◆ **Work to be completed**: Reproduce each line of the material precisely.

----------

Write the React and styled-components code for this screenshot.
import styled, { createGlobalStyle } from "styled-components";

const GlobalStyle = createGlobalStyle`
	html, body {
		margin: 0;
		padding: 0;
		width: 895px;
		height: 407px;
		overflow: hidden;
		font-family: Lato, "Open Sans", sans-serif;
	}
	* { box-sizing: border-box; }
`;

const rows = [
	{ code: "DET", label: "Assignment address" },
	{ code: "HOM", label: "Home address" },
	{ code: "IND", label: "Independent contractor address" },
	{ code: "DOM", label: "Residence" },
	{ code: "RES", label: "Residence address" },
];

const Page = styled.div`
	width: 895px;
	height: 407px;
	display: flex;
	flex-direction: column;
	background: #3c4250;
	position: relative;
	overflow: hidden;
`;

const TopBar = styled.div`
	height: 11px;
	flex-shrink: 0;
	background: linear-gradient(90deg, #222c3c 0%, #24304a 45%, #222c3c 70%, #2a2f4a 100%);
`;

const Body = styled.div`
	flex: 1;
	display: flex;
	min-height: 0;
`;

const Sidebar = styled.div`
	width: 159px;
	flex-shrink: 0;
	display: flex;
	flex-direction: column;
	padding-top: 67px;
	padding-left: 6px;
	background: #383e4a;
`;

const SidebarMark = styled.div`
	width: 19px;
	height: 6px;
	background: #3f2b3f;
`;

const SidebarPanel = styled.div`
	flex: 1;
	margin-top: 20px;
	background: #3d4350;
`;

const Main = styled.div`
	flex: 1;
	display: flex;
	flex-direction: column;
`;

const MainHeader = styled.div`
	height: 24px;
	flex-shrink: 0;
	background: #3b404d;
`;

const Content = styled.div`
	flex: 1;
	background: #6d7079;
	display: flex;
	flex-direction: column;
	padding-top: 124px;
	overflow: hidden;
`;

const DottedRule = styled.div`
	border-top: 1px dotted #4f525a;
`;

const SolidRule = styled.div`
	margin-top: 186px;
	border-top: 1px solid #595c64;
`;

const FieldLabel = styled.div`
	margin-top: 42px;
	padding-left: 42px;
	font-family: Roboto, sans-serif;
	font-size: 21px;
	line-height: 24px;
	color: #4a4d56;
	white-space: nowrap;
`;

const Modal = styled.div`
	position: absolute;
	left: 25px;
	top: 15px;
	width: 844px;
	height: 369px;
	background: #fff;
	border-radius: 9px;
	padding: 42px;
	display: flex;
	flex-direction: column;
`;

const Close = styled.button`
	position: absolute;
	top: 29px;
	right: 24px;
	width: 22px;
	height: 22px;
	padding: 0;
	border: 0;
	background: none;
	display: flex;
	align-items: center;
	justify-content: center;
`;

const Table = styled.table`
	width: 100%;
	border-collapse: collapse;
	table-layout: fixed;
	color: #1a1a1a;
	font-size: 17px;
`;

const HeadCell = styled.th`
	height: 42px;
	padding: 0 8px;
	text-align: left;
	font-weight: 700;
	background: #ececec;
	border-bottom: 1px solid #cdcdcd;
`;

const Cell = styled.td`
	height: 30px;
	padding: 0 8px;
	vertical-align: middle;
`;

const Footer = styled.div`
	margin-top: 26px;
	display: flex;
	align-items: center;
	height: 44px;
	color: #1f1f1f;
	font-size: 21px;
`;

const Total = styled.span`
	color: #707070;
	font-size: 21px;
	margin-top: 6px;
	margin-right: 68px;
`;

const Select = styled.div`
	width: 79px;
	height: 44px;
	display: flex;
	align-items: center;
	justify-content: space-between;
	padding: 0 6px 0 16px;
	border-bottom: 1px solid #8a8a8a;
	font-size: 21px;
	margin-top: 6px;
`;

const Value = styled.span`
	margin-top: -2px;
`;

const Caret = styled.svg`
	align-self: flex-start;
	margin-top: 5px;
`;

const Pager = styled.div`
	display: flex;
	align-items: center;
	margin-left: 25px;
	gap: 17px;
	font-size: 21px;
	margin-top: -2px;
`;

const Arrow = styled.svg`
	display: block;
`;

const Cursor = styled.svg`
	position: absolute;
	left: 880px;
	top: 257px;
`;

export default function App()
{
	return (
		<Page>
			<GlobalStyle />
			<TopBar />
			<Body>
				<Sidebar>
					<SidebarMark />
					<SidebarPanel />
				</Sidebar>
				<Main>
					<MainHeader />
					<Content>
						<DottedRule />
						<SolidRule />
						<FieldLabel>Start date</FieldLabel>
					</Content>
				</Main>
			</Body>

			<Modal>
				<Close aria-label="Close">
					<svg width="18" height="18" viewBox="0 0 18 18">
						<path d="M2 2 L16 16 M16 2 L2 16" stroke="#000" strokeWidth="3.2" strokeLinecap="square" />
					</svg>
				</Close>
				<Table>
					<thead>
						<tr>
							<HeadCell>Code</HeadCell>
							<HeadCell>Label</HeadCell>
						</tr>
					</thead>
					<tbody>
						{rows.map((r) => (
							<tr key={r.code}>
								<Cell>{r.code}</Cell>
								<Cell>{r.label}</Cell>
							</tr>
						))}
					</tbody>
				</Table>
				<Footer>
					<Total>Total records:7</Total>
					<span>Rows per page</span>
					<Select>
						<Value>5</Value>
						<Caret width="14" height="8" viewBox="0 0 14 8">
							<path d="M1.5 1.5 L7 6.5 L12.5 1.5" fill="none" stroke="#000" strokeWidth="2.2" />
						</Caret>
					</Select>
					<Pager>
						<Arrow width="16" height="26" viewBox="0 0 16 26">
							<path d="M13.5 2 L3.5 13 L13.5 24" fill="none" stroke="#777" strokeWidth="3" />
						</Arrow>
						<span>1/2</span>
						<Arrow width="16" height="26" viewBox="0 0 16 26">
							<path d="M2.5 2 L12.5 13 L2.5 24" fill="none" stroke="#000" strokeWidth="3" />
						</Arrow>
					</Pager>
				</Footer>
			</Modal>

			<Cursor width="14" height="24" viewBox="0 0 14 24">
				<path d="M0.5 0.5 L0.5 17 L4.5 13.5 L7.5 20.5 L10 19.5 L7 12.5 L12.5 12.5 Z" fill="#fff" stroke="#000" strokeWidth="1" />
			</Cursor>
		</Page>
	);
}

----------

◆ **Answer below**:
Write the React and styled-components code for this screenshot.
import styled, { createGlobalStyle } from "styled-components";

const GlobalStyle = createGlobalStyle`
	html, body {
		margin: 0;
		padding: 0;
		width: 895px;
		height: 407px;
		overflow: hidden;
		font-family: Lato, "Open Sans", sans-serif;
	}
	* { box-sizing: border-box; }
`;

const rows = [
	{ code: "DET", label: "Assignment address" },
	{ code: "HOM", label: "Home address" },
	{ code: "IND", label: "Independent contractor address" },
	{ code: "DOM", label: "Residence" },
	{ code: "RES", label: "Residence address" },
];

const Page = styled.div`
	width: 895px;
	height: 407px;
	display: flex;
	flex-direction: column;
	background: #3c4250;
	position: relative;
	overflow: hidden;
`;

const TopBar = styled.div`
	height: 11px;
	flex-shrink: 0;
	background: linear-gradient(90deg, #222c3c 0%, #24304a 45%, #222c3c 70%, #2a2f4a 100%);
`;

const Body = styled.div`
	flex: 1;
	display: flex;
	min-height: 0;
`;

const Sidebar = styled.div`
	width: 159px;
	flex-shrink: 0;
	display: flex;
	flex-direction: column;
	padding-top: 67px;
	padding-left: 6px;
	background: #383e4a;
`;

const SidebarMark = styled.div`
	width: 19px;
	height: 6px;
	background: #3f2b3f;
`;

const SidebarPanel = styled.div`
	flex: 1;
	margin-top: 20px;
	background: #3d4350;
`;

const Main = styled.div`
	flex: 1;
	display: flex;
	flex-direction: column;
`;

const MainHeader = styled.div`
	height: 24px;
	flex-shrink: 0;
	background: #3b404d;
`;

const Content = styled.div`
	flex: 1;
	background: #6d7079;
	display: flex;
	flex-direction: column;
	padding-top: 124px;
	overflow: hidden;
`;

const DottedRule = styled.div`
	border-top: 1px dotted #4f525a;
`;

const SolidRule = styled.div`
	margin-top: 186px;
	border-top: 1px solid #595c64;
`;

const FieldLabel = styled.div`
	margin-top: 42px;
	padding-left: 42px;
	font-family: Roboto, sans-serif;
	font-size: 21px;
	line-height: 24px;
	color: #4a4d56;
	white-space: nowrap;
`;

const Modal = styled.div`
	position: absolute;
	left: 25px;
	top: 15px;
	width: 844px;
	height: 369px;
	background: #fff;
	border-radius: 9px;
	padding: 42px;
	display: flex;
	flex-direction: column;
`;

const Close = styled.button`
	position: absolute;
	top: 29px;
	right: 24px;
	width: 22px;
	height: 22px;
	padding: 0;
	border: 0;
	background: none;
	display: flex;
	align-items: center;
	justify-content: center;
`;

const Table = styled.table`
	width: 100%;
	border-collapse: collapse;
	table-layout: fixed;
	color: #1a1a1a;
	font-size: 17px;
`;

const HeadCell = styled.th`
	height: 42px;
	padding: 0 8px;
	text-align: left;
	font-weight: 700;
	background: #ececec;
	border-bottom: 1px solid #cdcdcd;
`;

const Cell = styled.td`
	height: 30px;
	padding: 0 8px;
	vertical-align: middle;
`;

const Footer = styled.div`
	margin-top: 26px;
	display: flex;
	align-items: center;
	height: 44px;
	color: #1f1f1f;
	font-size: 21px;
`;

const Total = styled.span`
	color: #707070;
	font-size: 21px;
	margin-top: 6px;
	margin-right: 68px;
`;

const Select = styled.div`
	width: 79px;
	height: 44px;
	display: flex;
	align-items: center;
	justify-content: space-between;
	padding: 0 6px 0 16px;
	border-bottom: 1px solid #8a8a8a;
	font-size: 21px;
	margin-top: 6px;
`;

const Value = styled.span`
	margin-top: -2px;
`;

const Caret = styled.svg`
	align-self: flex-start;
	margin-top: 5px;
`;

const Pager = styled.div`
	display: flex;
	align-items: center;
	margin-left: 25px;
	gap: 17px;
	font-size: 21px;
	margin-top: -2px;
`;

const Arrow = styled.svg`
	display: block;
`;

const Cursor = styled.svg`
	position: absolute;
	left: 880px;
	top: 257px;
`;

export default function App()
{
	return (
		<Page>
			<GlobalStyle />
			<TopBar />
			<Body>
				<Sidebar>
					<SidebarMark />
					<SidebarPanel />
				</Sidebar>
				<Main>
					<MainHeader />
					<Content>
						<DottedRule />
						<SolidRule />
						<FieldLabel>Start date</FieldLabel>
					</Content>
				</Main>
			</Body>

			<Modal>
				<Close aria-label="Close">
					<svg width="18" height="18" viewBox="0 0 18 18">
						<path d="M2 2 L16 16 M16 2 L2 16" stroke="#000" strokeWidth="3.2" strokeLinecap="square" />
					</svg>
				</Close>
				<Table>
					<thead>
						<tr>
							<HeadCell>Code</HeadCell>
							<HeadCell>Label</HeadCell>
						</tr>
					</thead>
					<tbody>
						{rows.map((r) => (
							<tr key={r.code}>
								<Cell>{r.code}</Cell>
								<Cell>{r.label}</Cell>
							</tr>
						))}
					</tbody>
				</Table>
				<Footer>
					<Total>Total records:7</Total>
					<span>Rows per page</span>
					<Select>
						<Value>5</Value>
						<Caret width="14" height="8" viewBox="0 0 14 8">
							<path d="M1.5 1.5 L7 6.5 L12.5 1.5" fill="none" stroke="#000" strokeWidth="2.2" />
						</Caret>
					</Select>
					<Pager>
						<Arrow width="16" height="26" viewBox="0 0 16 26">
							<path d="M13.5 2 L3.5 13 L13.5 24" fill="none" stroke="#777" strokeWidth="3" />
						</Arrow>
						<span>1/2</span>
						<Arrow width="16" height="26" viewBox="0 0 16 26">
							<path d="M2.5 2 L12.5 13 L2.5 24" fill="none" stroke="#000" strokeWidth="3" />
						</Arrow>
					</Pager>
				</Footer>
			</Modal>

			<Cursor width="14" height="24" viewBox="0 0 14 24">
				<path d="M0.5 0.5 L0.5 17 L4.5 13.5 L7.5 20.5 L10 19.5 L7 12.5 L12.5 12.5 Z" fill="#fff" stroke="#000" strokeWidth="1" />
			</Cursor>
		</Page>
	);
}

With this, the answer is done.